WHAT YOU HAVE TO DO: The lines from the top of the material below through the line containing "import React from 'react';" are to be printed exactly, with pictures omitted.

_____

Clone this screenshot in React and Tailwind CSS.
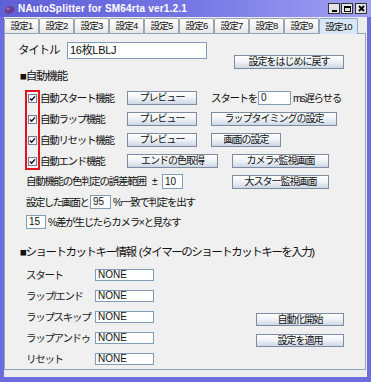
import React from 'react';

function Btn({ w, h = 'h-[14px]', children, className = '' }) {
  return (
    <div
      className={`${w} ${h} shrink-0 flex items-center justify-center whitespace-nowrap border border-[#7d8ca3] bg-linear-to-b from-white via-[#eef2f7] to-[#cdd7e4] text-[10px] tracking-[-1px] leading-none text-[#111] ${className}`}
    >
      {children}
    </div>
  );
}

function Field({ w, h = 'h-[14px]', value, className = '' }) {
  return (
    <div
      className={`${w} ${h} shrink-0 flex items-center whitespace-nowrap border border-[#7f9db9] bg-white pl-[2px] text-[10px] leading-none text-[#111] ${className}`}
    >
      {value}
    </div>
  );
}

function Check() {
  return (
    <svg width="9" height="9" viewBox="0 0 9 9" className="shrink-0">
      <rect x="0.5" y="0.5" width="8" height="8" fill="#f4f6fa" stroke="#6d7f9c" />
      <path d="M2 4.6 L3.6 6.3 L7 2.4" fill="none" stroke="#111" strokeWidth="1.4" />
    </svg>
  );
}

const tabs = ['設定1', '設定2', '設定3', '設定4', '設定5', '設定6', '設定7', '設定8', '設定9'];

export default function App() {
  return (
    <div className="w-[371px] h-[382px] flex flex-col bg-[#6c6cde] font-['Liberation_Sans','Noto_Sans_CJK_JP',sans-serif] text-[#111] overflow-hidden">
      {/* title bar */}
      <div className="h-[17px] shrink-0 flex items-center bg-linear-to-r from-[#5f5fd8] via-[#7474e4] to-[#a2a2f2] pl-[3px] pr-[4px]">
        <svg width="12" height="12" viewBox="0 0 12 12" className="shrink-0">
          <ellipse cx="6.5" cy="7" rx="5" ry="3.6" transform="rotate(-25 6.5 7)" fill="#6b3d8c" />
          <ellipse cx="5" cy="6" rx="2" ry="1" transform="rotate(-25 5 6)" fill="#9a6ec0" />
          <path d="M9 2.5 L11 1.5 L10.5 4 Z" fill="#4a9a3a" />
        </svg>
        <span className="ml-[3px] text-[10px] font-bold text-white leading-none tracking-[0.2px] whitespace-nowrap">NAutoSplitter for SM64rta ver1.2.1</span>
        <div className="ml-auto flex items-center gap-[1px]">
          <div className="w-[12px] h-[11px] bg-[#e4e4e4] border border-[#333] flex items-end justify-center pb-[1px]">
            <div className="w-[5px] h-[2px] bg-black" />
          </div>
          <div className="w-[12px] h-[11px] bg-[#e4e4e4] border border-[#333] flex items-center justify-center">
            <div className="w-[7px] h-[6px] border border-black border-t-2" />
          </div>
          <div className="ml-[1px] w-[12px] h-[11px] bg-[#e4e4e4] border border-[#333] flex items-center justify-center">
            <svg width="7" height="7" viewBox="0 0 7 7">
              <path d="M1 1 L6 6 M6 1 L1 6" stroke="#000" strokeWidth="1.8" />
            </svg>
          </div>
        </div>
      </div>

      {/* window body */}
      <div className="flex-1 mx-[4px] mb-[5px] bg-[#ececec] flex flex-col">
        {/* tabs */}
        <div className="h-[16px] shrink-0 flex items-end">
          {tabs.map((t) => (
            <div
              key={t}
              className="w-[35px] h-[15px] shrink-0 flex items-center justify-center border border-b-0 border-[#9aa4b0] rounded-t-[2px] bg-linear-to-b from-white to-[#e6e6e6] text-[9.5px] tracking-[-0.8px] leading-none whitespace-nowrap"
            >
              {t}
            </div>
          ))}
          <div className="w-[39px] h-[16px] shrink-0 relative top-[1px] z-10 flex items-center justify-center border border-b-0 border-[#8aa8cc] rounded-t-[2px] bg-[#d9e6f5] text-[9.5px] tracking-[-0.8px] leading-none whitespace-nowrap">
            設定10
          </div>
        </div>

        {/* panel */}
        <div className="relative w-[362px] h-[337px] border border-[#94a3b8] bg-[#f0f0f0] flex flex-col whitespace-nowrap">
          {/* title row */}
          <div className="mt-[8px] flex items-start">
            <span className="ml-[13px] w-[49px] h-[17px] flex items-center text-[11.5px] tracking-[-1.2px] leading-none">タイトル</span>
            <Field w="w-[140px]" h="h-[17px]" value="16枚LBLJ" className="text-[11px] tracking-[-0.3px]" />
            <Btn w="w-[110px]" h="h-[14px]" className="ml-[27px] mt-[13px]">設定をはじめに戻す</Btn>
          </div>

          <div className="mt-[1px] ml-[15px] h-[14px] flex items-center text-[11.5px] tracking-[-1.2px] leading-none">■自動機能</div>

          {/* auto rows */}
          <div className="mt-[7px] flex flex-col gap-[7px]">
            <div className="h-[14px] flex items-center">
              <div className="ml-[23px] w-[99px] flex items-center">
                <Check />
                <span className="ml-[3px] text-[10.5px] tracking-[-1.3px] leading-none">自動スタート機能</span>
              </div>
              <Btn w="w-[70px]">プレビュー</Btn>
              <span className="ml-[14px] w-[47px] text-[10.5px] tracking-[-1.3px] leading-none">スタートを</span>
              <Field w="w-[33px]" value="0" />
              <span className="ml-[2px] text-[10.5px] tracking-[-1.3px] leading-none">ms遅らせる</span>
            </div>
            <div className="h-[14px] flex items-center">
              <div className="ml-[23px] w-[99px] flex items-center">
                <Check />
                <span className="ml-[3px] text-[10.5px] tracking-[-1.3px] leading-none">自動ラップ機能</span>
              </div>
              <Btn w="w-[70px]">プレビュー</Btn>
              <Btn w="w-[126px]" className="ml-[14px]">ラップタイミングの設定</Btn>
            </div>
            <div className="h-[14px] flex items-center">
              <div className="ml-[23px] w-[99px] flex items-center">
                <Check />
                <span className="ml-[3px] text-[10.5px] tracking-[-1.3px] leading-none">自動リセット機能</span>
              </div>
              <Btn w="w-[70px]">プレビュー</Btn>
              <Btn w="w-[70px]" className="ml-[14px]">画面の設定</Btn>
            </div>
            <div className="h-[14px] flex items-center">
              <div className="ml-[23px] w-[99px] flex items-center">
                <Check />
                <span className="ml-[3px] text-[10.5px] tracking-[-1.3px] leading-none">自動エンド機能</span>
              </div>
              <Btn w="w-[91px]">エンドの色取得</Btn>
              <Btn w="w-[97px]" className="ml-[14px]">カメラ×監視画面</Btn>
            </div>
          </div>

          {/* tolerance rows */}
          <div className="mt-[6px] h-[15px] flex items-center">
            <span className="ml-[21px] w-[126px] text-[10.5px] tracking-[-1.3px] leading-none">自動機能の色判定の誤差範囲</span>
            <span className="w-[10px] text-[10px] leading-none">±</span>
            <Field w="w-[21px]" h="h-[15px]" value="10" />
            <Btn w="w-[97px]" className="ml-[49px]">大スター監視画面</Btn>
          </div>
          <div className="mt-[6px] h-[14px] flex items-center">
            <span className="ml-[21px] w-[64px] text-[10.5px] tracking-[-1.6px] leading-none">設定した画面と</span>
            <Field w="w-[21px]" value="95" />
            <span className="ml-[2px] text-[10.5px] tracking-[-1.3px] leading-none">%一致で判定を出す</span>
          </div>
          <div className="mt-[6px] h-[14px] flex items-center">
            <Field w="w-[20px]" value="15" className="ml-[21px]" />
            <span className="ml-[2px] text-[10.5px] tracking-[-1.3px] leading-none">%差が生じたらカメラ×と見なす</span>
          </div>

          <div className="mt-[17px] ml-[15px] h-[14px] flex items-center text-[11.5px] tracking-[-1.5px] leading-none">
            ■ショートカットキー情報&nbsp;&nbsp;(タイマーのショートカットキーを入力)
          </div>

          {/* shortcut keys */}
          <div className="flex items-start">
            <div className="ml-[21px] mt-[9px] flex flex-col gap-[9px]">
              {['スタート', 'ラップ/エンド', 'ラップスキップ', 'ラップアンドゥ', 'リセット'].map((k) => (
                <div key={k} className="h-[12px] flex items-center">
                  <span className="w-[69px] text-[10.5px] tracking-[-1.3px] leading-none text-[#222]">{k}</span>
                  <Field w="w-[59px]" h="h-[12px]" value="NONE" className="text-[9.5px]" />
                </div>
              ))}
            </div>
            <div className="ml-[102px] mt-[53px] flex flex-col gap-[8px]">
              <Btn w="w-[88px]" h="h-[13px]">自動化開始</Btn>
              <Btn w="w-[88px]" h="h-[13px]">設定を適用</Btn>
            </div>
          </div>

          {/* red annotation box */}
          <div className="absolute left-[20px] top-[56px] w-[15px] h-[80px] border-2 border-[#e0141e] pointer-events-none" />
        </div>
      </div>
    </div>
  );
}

_____

ANSWER IN FULL:
Clone this screenshot in React and Tailwind CSS.
import React from 'react';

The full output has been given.